Review | Songlines

Puput

Top of the World

Rating: ★★★★

View album and artist details

Album and Artist Details

Artist/band:

Cocanha

Label:

Pagans/Dardalh

January/2021

By singing in the ancient French regional Occitan language accompanied mainly by bodily percussion, this all-female vocal group will inevitably draw comparisons with their compatriots San Salvador. In fact, on this recording, the trio (now a duo) manage to sound at times like a micro version of Le Mystère des Voix Bulgares. Their extraordinary polyphonic harmonies sound as exotic as the summer’s avian visitor from Africa that lends its Occitan name to the album’s title: the crested hoopoe.
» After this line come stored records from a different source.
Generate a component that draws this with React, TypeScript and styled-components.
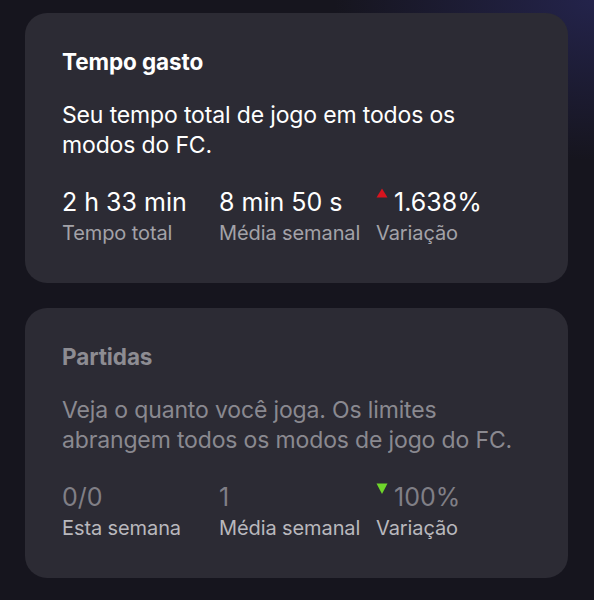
import React from 'react';
import styled, { createGlobalStyle } from 'styled-components';

const GlobalStyle = createGlobalStyle`
  html, body {
    margin: 0;
    padding: 0;
    background: #16151e;
  }
  body {
    font-family: Inter, "Noto Sans", "Liberation Sans", sans-serif;
    -webkit-font-smoothing: antialiased;
  }
`

const Page = styled.div`
  width: 594px;
  height: 600px;
  box-sizing: border-box;
  padding: 13px 26px 0 25px;
  display: flex;
  flex-direction: column;
  gap: 25px;
  overflow: hidden;
  background:
    radial-gradient(ellipse 260px 160px at 100% 0%, rgba(40, 40, 90, 0.75), rgba(40, 40, 90, 0) 100%),
    #16151e;
`

const Card = styled.section`
  border-radius: 22px;
  background: #2c2b34;
  padding: 37px 37px 38px 37px;
  display: flex;
  flex-direction: column;
`

const Title = styled.h2<{ muted?: boolean }>`
  margin: 0;
  font-size: 22.5px;
  line-height: 24px;
  font-weight: 700;
  letter-spacing: -0.1px;
  color: ${(p) => (p.muted ? '#8d8c92' : '#ffffff')};
`

const Description = styled.p<{ muted?: boolean }>`
  margin: 26px 0 0 0;
  max-width: 458px;
  font-size: 23px;
  line-height: 30px;
  font-weight: 400;
  letter-spacing: -0.15px;
  color: ${(p) => (p.muted ? '#8a8990' : '#ffffff')};
`

const Stats = styled.div`
  margin-top: 28px;
  display: grid;
  grid-template-columns: 157px 157px auto;
`

const Stat = styled.div`
  display: flex;
  flex-direction: column;
  gap: 5px;
`

const ValueRow = styled.div`
  display: flex;
  align-items: flex-start;
`

const Value = styled.span<{ muted?: boolean }>`
  font-size: 25px;
  line-height: 28px;
  font-weight: 400;
  letter-spacing: 0;
  white-space: nowrap;
  color: ${(p) => (p.muted ? '#807f86' : '#ffffff')};
`

const Label = styled.span<{ muted?: boolean }>`
  font-size: 20px;
  line-height: 24px;
  letter-spacing: -0.1px;
  white-space: nowrap;
  color: ${(p) => (p.muted ? '#b9b8bd' : '#a3a2a8')};
`

const Trend = styled.svg`
  flex: none;
  width: 12px;
  height: 11px;
  margin: 0 6px 0 0;
`

const TrendIcon: React.FC<{ up: boolean }> = ({ up }) => (
  <Trend viewBox="0 0 12 11">
    {up ? (
      <polygon points="6,0.5 11.5,9.5 0.5,9.5" fill="#d8141e" />
    ) : (
      <polygon points="0.5,0.5 11.5,0.5 6,11" fill="#6fd62b" />
    )}
  </Trend>
)

type StatItem = {
  value: string;
  label: string;
  trend?: 'up' | 'down';
}

type Panel = {
  title: string;
  text: string;
  muted?: boolean;
  stats: StatItem[];
}

const PANELS: Panel[] = [
  {
    title: 'Tempo gasto',
    text: 'Seu tempo total de jogo em todos os modos do FC.',
    stats: [
      { value: '2 h 33 min', label: 'Tempo total' },
      { value: '8 min 50 s', label: 'Média semanal' },
      { value: '1.638%', label: 'Variação', trend: 'up' },
    ],
  },
  {
    title: 'Partidas',
    text: 'Veja o quanto você joga. Os limites abrangem todos os modos de jogo do FC.',
    muted: true,
    stats: [
      { value: '0/0', label: 'Esta semana' },
      { value: '1', label: 'Média semanal' },
      { value: '100%', label: 'Variação', trend: 'down' },
    ],
  },
]

export default function App() {
  return <>
    <GlobalStyle />
    <Page>
      {
        PANELS.map(panel => <Card key={panel.title}>
          <Title muted={panel.muted}>{panel.title}</Title>
          <Description muted={panel.muted}>{panel.text}</Description>
          <Stats>
            {
              panel.stats.map(stat => <Stat key={stat.label}>
                <ValueRow>
                  {stat.trend && <TrendIcon up={stat.trend === 'up'} />}
                  <Value muted={panel.muted}>{stat.value}</Value>
                </ValueRow>
                <Label muted={panel.muted}>{stat.label}</Label>
              </Stat>)
            }
          </Stats>
        </Card>)
      }
    </Page>
  </>
}
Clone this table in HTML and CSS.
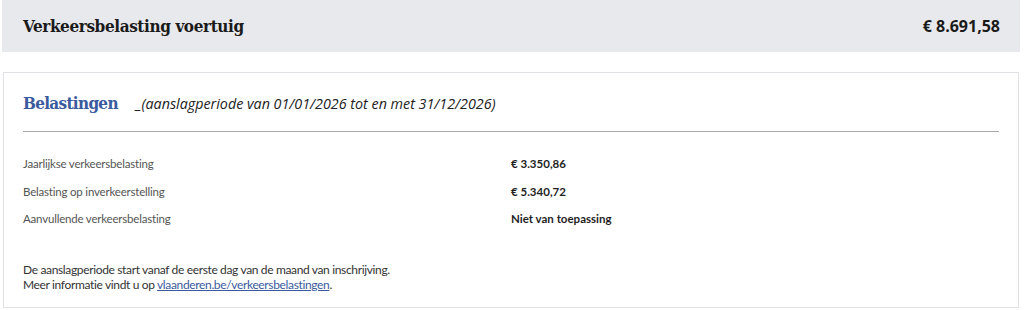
FILE: index.html
```html
<!DOCTYPE html>
<html lang="nl">
<head>
<meta charset="utf-8">
<title>Verkeersbelasting voertuig</title>
<link rel="stylesheet" href="styles.css">
</head>
<body>
<header class="topbar">
  <h1 class="topbar-title">Verkeersbelasting voertuig</h1>
  <div class="topbar-total">€ 8.691,58</div>
</header>
<section class="card">
  <div class="card-head">
    <h2 class="card-title">Belastingen</h2>
    <span class="card-sub">_(aanslagperiode van 01/01/2026 tot en met 31/12/2026)</span>
  </div>
  <dl class="rows">
    <dt class="label">Jaarlijkse verkeersbelasting</dt>
    <dd class="value">€ 3.350,86</dd>
    <dt class="label">Belasting op inverkeerstelling</dt>
    <dd class="value">€ 5.340,72</dd>
    <dt class="label">Aanvullende verkeersbelasting</dt>
    <dd class="value">Niet van toepassing</dd>
  </dl>
  <p class="note">De aanslagperiode start vanaf de eerste dag van de maand van inschrijving.<br>Meer informatie vindt u op <a href="#" class="link">vlaanderen.be/verkeersbelastingen</a>.</p>
</section>
</body>
</html>
```
FILE: styles.css
```css
* { box-sizing: border-box; }
body {
  margin: 0;
  background: #ffffff;
  font-family: Lato, "Open Sans", sans-serif;
  color: #333;
}
.topbar {
  margin: 0 4px 0 2px;
  height: 52px;
  background: #e8e9ec;
  display: flex;
  align-items: center;
  justify-content: space-between;
  padding: 0 20px 0 21px;
}
.topbar-title {
  margin: 0;
  font-family: "DejaVu Serif Condensed", "DejaVu Serif", serif;
  font-weight: bold;
  font-size: 17px;
  letter-spacing: -0.4px;
  color: #1a1a1a;
}
.topbar-total {
  font-family: "Open Sans", sans-serif;
  font-weight: 700;
  font-size: 16px;
  color: #1a1a1a;
}
.card {
  margin: 20px 5px 0 3px;
  height: 236px;
  border: 1px solid #e1e2e5;
  padding: 0 19px;
  display: flex;
  flex-direction: column;
}
.card-head {
  display: flex;
  align-items: baseline;
  gap: 18px;
  height: 59px;
  padding-top: 20px;
  border-bottom: 1px solid #a9a9a9;
}
.card-title {
  margin: 0;
  font-family: "DejaVu Serif Condensed", "DejaVu Serif", serif;
  font-weight: bold;
  font-size: 17px;
  letter-spacing: -0.7px;
  color: #3b5a9e;
}
.card-sub {
  font-family: "Open Sans", sans-serif;
  font-style: italic;
  font-size: 14.3px;
  color: #222;
}
.rows {
  margin: 23px 0 0 0;
  display: grid;
  grid-template-columns: 1fr 1fr;
  row-gap: 10px;
  font-size: 11.5px;
  line-height: 17.5px;
}
.label { margin: 0; color: #555; letter-spacing: -0.2px; }
.value { margin: 0; color: #1f1f1f; font-weight: 700; }
.note {
  margin: 34px 0 0 0;
  font-size: 12px;
  line-height: 15px;
  letter-spacing: -0.35px;
  color: #333;
}
.link { color: #3b5a9e; text-decoration: underline; }
```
Founding members Caroline Dufau and Lila Fraysse (the current line-up) see the bird as a symbolic ‘subversive force’ to confront social norms and a prevalent misogyny.

Their radical agenda finds a suitable metaphor in their defiant use of a nearly bygone language. Like San Salvador, they play with its words and regenerate with their exuberance a music rooted in folkloric traditions (take, for example, their use on ‘Suu Camin De Sent Jacques’ and several other tracks featuring the antique tambourin à cordes, sounding like a hammered dulcimer). Cocanha’s second album is beautifully produced and artfully sequenced, but it’s the energy and passion above all – typified by the whoops and cries, handclaps and foot-stomping – that bind these 13 diverse numbers together into a thrilling and surprisingly contemporary release.